Shaking, not stirred. This week’s coolsh*t features a sashaying spy, rhythmic rodents, and some commemorative criminal cannabis confectionary. Plus a high-octane office chair and some meat-free meat – both of which are discussed on this week’s podcast.

Licence to Swill.

This was originally going to be a review of the new John Lewis ad – an effort which many feel has re-cemented John Lewis’ position as the angel atop the tree at the pinnacle of British Christmas ads. However – and take this how you will – as heart-warming as the story of a foster parent attempting to find some common ground to bond with a child was, it just wasn’t quite as engrossing as 007 pelvic thrusting while drinking vodka. Granted, that doesn’t sound great when put down in black and white.

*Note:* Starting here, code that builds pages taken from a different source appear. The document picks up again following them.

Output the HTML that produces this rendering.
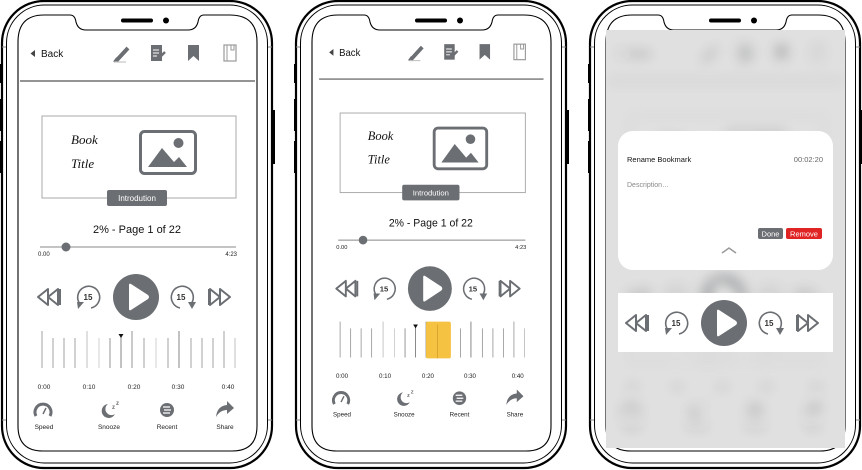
<!DOCTYPE html>
<html><head><meta charset="utf-8"><style>
html,body{margin:0;padding:0;background:#fff;width:862px;height:470px;overflow:hidden}
svg{display:block}
text{font-family:"Liberation Sans",sans-serif}
text.bt{font-family:"Liberation Serif",serif;font-style:italic}
</style></head><body>
<svg width="862" height="470" viewBox="0 0 862 470" xmlns="http://www.w3.org/2000/svg">
<defs>
<filter id="bl" x="-10%" y="-10%" width="120%" height="120%"><feGaussianBlur stdDeviation="6"/></filter>
<clipPath id="scr3"><path d="M606 30 H845 V448 H606Z"/></clipPath>
<g id="shell">
  <rect x="2" y="1" width="270" height="467" rx="42" fill="none" stroke="#000" stroke-width="2.2"/>
  <rect x="6.5" y="5" width="261" height="458" rx="38" fill="none" stroke="#000" stroke-width="1"/>
  <path d="M44 15 H70 Q75 15 76 22 Q78 30 86 30 H188 Q196 30 198 22 Q199 15 204 15 H230 Q257 15 257 42 V426 Q257 451 232 451 H43 Q18 451 18 426 V42 Q18 15 44 15Z" fill="none" stroke="#000" stroke-width="1.1"/>
  <rect x="121" y="18.5" width="32" height="4" rx="2" fill="#000"/>
  <circle cx="166" cy="20.5" r="3" fill="#000"/>
  <rect x="0" y="64" width="3" height="19" fill="#000"/>
  <rect x="0" y="99" width="3" height="32" fill="#000"/>
  <rect x="0" y="141" width="3" height="32" fill="#000"/>
  <rect x="272" y="110" width="3" height="54" fill="#000"/>
  <line x1="2" y1="47" x2="6" y2="47" stroke="#888"/><line x1="268" y1="47" x2="272" y2="47" stroke="#888"/>
  <line x1="2" y1="420" x2="6" y2="420" stroke="#888"/><line x1="268" y1="420" x2="272" y2="420" stroke="#888"/>
</g>
<g id="ctrls">
  <path d="M38 297 L48 289 V305Z M48 297 L58 289 V305Z" fill="none" stroke="#6b6e72" stroke-width="2" stroke-linejoin="round"/>
  <line x1="60" y1="289" x2="60" y2="305" stroke="#6b6e72" stroke-width="2"/>
  <path d="M80 304 A11 11 0 1 1 91 308" fill="none" stroke="#6b6e72" stroke-width="1.6"/>
  <path d="M77 302 L84 302 L78 309Z" fill="#6b6e72"/>
  <text x="88" y="300" font-size="8" font-weight="bold" text-anchor="middle" fill="#333">15</text>
  <circle cx="136" cy="297" r="23" fill="#6b6e72"/>
  <path d="M129 285 Q129 283 131 284 L148 295 Q150 297 148 299 L131 310 Q129 311 129 309Z" fill="#fff"/>
  <path d="M180 308 A11 11 0 1 1 191 304" fill="none" stroke="#6b6e72" stroke-width="1.6"/>
  <path d="M188 302 L196 302 L192 309Z" fill="#6b6e72"/>
  <text x="181" y="300" font-size="8" font-weight="bold" text-anchor="middle" fill="#333">15</text>
  <path d="M210 289 L220 297 L210 305Z M220 289 L230 297 L220 305Z" fill="none" stroke="#6b6e72" stroke-width="2" stroke-linejoin="round"/>
  <line x1="209" y1="289" x2="209" y2="305" stroke="#6b6e72" stroke-width="2"/>
</g>
<g id="content">
  <path d="M35 50 L30.5 53.5 L35 57Z" fill="#444"/>
  <text x="41" y="57" font-size="10" fill="#111">Back</text>
  <path d="M116 61 L128 48" stroke="#6b6e72" stroke-width="4" stroke-linecap="butt"/>
  <path d="M114 62 L117 58" stroke="#6b6e72" stroke-width="2"/>
  <line x1="114" y1="62" x2="126" y2="62" stroke="#bbb" stroke-width="1"/>
  <rect x="151" y="45" width="11" height="16" fill="#6b6e72"/>
  <path d="M153 50 H159 M153 53 H159 M153 56 H157" stroke="#fff" stroke-width="1"/>
  <path d="M158 59 L165 52" stroke="#6b6e72" stroke-width="2.5"/>
  <path d="M188 45 H199 V61 L193.5 56 L188 61Z" fill="#6b6e72"/>
  <rect x="224" y="45" width="12" height="16" fill="none" stroke="#999" stroke-width="1.2"/>
  <path d="M227 45 V61 M231 45 V50 H234 V45" fill="none" stroke="#999" stroke-width="1"/>
  <line x1="20" y1="81" x2="255" y2="81" stroke="#555" stroke-width="1.2"/>
  <rect x="42" y="116" width="194" height="82" fill="none" stroke="#aaa" stroke-width="1"/>
  <text class="bt" x="71" y="144" font-size="13" fill="#111">Book</text>
  <text class="bt" x="71" y="168" font-size="13" fill="#111">Title</text>
  <rect x="140.5" y="131.5" width="55" height="42" rx="4" fill="none" stroke="#6b6e72" stroke-width="3"/>
  <circle cx="178.5" cy="143" r="5" fill="#6b6e72"/>
  <path d="M148 167 L162 148 L174 162 L179 157 L187 167Z" fill="#6b6e72"/>
  <rect x="107" y="190" width="60" height="16" rx="2" fill="#6b6e72"/>
  <text x="137" y="201" font-size="8" text-anchor="middle" fill="#fff">Introdution</text>
  <text x="137" y="233" font-size="11" text-anchor="middle" fill="#111">2%  - Page 1 of 22</text>
  <line x1="40" y1="247" x2="236" y2="247" stroke="#888" stroke-width="1"/>
  <circle cx="66" cy="247" r="4.5" fill="#6b6e72"/>
  <text x="38" y="256" font-size="6" fill="#222">0.00</text>
  <text x="237" y="256" font-size="6" text-anchor="end" fill="#222">4:23</text>
  <use href="#ctrls"/>
  <g stroke-width="0.9">
   <line x1="42" y1="331" x2="42" y2="368" stroke="#999"/>
   <line x1="53" y1="338" x2="53" y2="368" stroke="#999"/>
   <line x1="64" y1="338" x2="64" y2="368" stroke="#999"/>
   <line x1="75" y1="338" x2="75" y2="368" stroke="#999"/>
   <line x1="87" y1="331" x2="87" y2="368" stroke="#bbb"/>
   <line x1="99" y1="338" x2="99" y2="368" stroke="#ccc"/>
   <line x1="110" y1="338" x2="110" y2="368" stroke="#888"/>
   <line x1="121" y1="336" x2="121" y2="368" stroke="#777"/>
   <line x1="132" y1="331" x2="132" y2="368" stroke="#888"/>
   <line x1="144" y1="338" x2="144" y2="368" stroke="#999"/>
   <line x1="156" y1="338" x2="156" y2="368" stroke="#ccc"/>
   <line x1="168" y1="338" x2="168" y2="368" stroke="#999"/>
   <line x1="179" y1="331" x2="179" y2="368" stroke="#777"/>
   <line x1="191" y1="338" x2="191" y2="368" stroke="#999"/>
   <line x1="202" y1="338" x2="202" y2="368" stroke="#999"/>
   <line x1="213" y1="338" x2="213" y2="368" stroke="#999"/>
   <line x1="224" y1="331" x2="224" y2="368" stroke="#999"/>
   <line x1="235" y1="338" x2="235" y2="368" stroke="#bbb"/>
  </g>
  <path d="M118.5 334 H123.5 L121 338Z" fill="#111"/>
  <g font-size="6.5" fill="#222" text-anchor="middle">
   <text x="44" y="389">0:00</text><text x="89" y="389">0:10</text><text x="134" y="389">0:20</text><text x="178" y="389">0:30</text><text x="228" y="389">0:40</text>
  </g>
  <path d="M36 416 A8 8 0 1 1 50 416" fill="none" stroke="#6b6e72" stroke-width="3"/>
  <path d="M43 414 L46 408" stroke="#6b6e72" stroke-width="1.5"/>
  <path d="M108 404 A7 7 0 1 0 115 414 A6 6 0 0 1 108 404Z" fill="#6b6e72"/>
  <text x="112" y="409" font-size="6" font-weight="bold" fill="#6b6e72">z</text>
  <text x="116" y="405" font-size="6" font-weight="bold" fill="#6b6e72">z</text>
  <circle cx="167" cy="410" r="7" fill="#6b6e72"/>
  <path d="M163 407 H170 M164 410 H171 M163 413 H170" stroke="#fff" stroke-width="1.3"/>
  <path d="M216 417 Q217 406 227 405 V401 L234 408 L227 414 V410 Q220 410 216 417Z" fill="#6b6e72"/>
  <g font-size="6.5" fill="#222" text-anchor="middle">
   <text x="44" y="429">Speed</text><text x="109" y="429">Snooze</text><text x="167" y="429">Recent</text><text x="225" y="429">Share</text>
  </g>
</g>
</defs>

<use href="#shell"/>
<use href="#content"/>

<use href="#shell" transform="translate(294,0)"/>
<g transform="translate(300,0.5) scale(0.955,0.97)">
  <use href="#content"/>
  <rect x="132" y="331" width="26" height="38" rx="2" fill="#f6c242"/>
  <line x1="144" y1="334" x2="144" y2="369" stroke="#d9a530" stroke-width="1"/>
</g>

<use href="#shell" transform="translate(588,0)"/>
<g clip-path="url(#scr3)">
  <rect x="600" y="28" width="250" height="425" fill="#e0e0e0"/>
  <g filter="url(#bl)" opacity="0.45" transform="translate(588,0)"><use href="#content"/></g>
</g>
<rect x="618" y="131" width="215" height="139" rx="15" fill="#fff"/>
<text x="627" y="162" font-size="7.5" fill="#111">Rename Bookmark</text>
<text x="823" y="162" font-size="7.5" text-anchor="end" fill="#666">00:02:20</text>
<text x="627" y="187" font-size="7" fill="#888">Description…</text>
<rect x="758" y="228" width="25" height="11" rx="2" fill="#6b6e72"/>
<text x="770.5" y="236.5" font-size="7.5" text-anchor="middle" fill="#fff">Done</text>
<rect x="786" y="228" width="36" height="11" rx="2" fill="#e02424"/>
<text x="804" y="236.5" font-size="7.5" text-anchor="middle" fill="#fff">Remove</text>
<path d="M722 253 L729 248 L736 253" fill="none" stroke="#999" stroke-width="1.5"/>
<rect x="618" y="293" width="215" height="59" fill="#fff"/>
<g transform="translate(588,26)"><use href="#ctrls"/></g>
</svg>
</body></html>
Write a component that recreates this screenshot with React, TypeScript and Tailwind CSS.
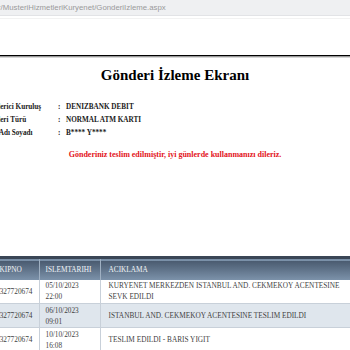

This Taika Waititi-directed spot for Belvedere perhaps doesn’t have the emotive narrative and rug pull that John Lewis have, but it does have dodgy dad dancing set over a Rita Ora and Giggs tune – nice to see Ryan back on his feet. Given Mr. Craig’s stony-faced monosyllabic portrayal of Bond over the last decade or so, this ad feels absurd enough to almost become a parody of paint-by-numbers luxury ads that just feature some good-looking person standing around being all good looking. Although I imagine Daniel Craig may now require a hip replacement.

Read Original Story

Raising the Steaks.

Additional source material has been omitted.